Julie, habitante de Lasne, n'avait aucun doute : la rénovation de sa toiture serait en partie financée par les primes de la Région wallonne. C'est un estimateur du SPW qui lui avait assuré qu'elle était éligible, en lui conseillant de faire appel à un auditeur pour augmenter le montant d'intervention au mètre carré. Cela ne se passera pas du tout comme prévu.
"J'attendais une modification du devis de la part de mon entrepreneur pour pouvoir introduire ensuite mon dossier auprès du crédit social", raconte Julie, qui devait pouvoir bénéficier d'un taux 0% et d'une déduction des primes.
Ayant droit à une prime de 22.800 euros, Julie décide de passer commande chez son chauffagiste pour le remplacement de sa chaudière. "Notre budget de travaux était de 60.000 et on allait avoir une facture allégée de 22 800 euros, donc on a signé un bon de commande pour un montant de 16.000 euros", témoigne-t-elle.
Seulement, le 13 février, le gouvernement wallon a annoncé du changement pour le système des primes à la rénovation, jugé trop coûteux. Depuis le 14 février, un régime temporaire plus restrictif est en vigueur. En moyenne, les montants de base des primes sont réduits de 60 %. Le plafond d’intervention passe de 90 % à 70 % du montant total des investissements pour les ménages aux revenus les plus modestes (jusqu’à 38.300 euros par an). Pour les revenus intermédiaires (entre 38.300 et 114.400 euros), ce plafond est abaissé à 50 %, contre 90 % auparavant. Enfin, les ménages aux revenus les plus élevés perdent totalement l’accès aux primes.
Je n'aurais pas su introduire mon dossier
"L'annonce du gouvernement était tellement soudaine. Je devais introduire mon dossier au crédit social le 13 février avant minuit. Je n'ai pas reçu l'information, et de surcroît, je n'avais pas encore le devis corrigé de mon entrepreneur, donc je n'aurais pas su introduire mon dossier", regrette-t-elle.
Julie est aujourd'hui en colère et éprouve du dégoût. "Je pense qu'on va perdre les trois-quarts de la prime".

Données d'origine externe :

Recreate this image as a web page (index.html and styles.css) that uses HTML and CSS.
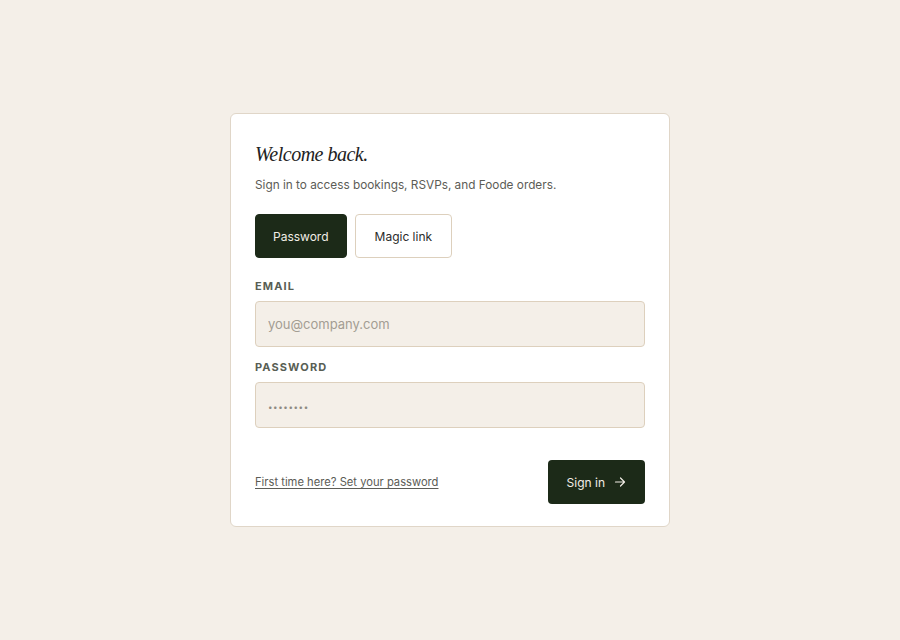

"Comme il n'est plus nécessaire de faire d'audit énergétique, ce système de majoration de primes au mètre carré n'existe plus. Donc, au lieu d'être indemnisé à 50 euros du mètre carré, on ne sera plus qu'à 30 euros du mètre carré, et en plus de ça, au lieu de pouvoir bénéficier de 90% de prise en charge au niveau des primes, ça ne sera que 50%. Donc, oui, on perd beaucoup d'argent là", déplore-t-elle.
"Aujourd'hui, on se retrouve largement floué", se plaint Julie. "On a payé un audit qui ne sert à rien. Aujourd'hui, j'ai un trou de 1250 euros dans ma trésorerie par rapport à des travaux futurs que je ne vais jamais réaliser. J'ai engagé d'autres travaux sur base du calcul des primes qui avaient été faits et on est triplement floué, quoi".
Des situations similaires à celle de Julie, il y en a beaucoup en Wallonie. Un couple de personnes âgées que nous avons rencontré a versé les 20% d'acompte 9h trop tard. "Nos travaux nous coûtant quand même environ 30.000 euros, on avait 15.000 et 18.000 euros de prime et maintenant on a plus que 9.000 et quelques... c'est presque la moitié".
Chez En'Hestia, plateforme de rénovation énergétique, on reçoit de tas de cas pareils depuis 6 jours. Yvain Stiennon y est auditeur et coordinateur technique : "C'est la panique. Le téléphone sonne tout le temps, on a des mails, on doit répondre pour essayer nos candidats rénovateurs le mieux possible et les rassurer. Ce n'est pas une mince affaire, évidemment".
Plus que 8 jours
La période transitoire pour obtenir les anciennes primes ne court que jusqu'au 28 février. En clair, les personnes qui peuvent encore obtenir les anciennes primes n'ont plus que 8 jours pour remplir un dossier en ligne. C'est aussi très court : "J'ai encore eu une dame tout à l'heure, elle panique complètement. Elle se retrouve avec un nouveau formulaire à remplir, elle ne comprend rien. Et donc forcément, pour ce genre de cas de figure de candidat rénovateur un peu précaire jusqu'au niveau informatique ou même administratif, c'est juste hyper stressant, quoi", témoigne l'auditeur et coordinateur technique.
"Dans le cas le plus favorable, ils ont déjà payé 20% des travaux ou payé un acompte au moins 20%. Il faut qu'ils se réveillent maintenant, puisqu'ils ont jusqu'au 28 février pour déposer leur demande de maintien de prime, quoi", alerte Yvain Stiennon.
Le nouveau système de primes sera mis en place dès le 1er octobre 2026.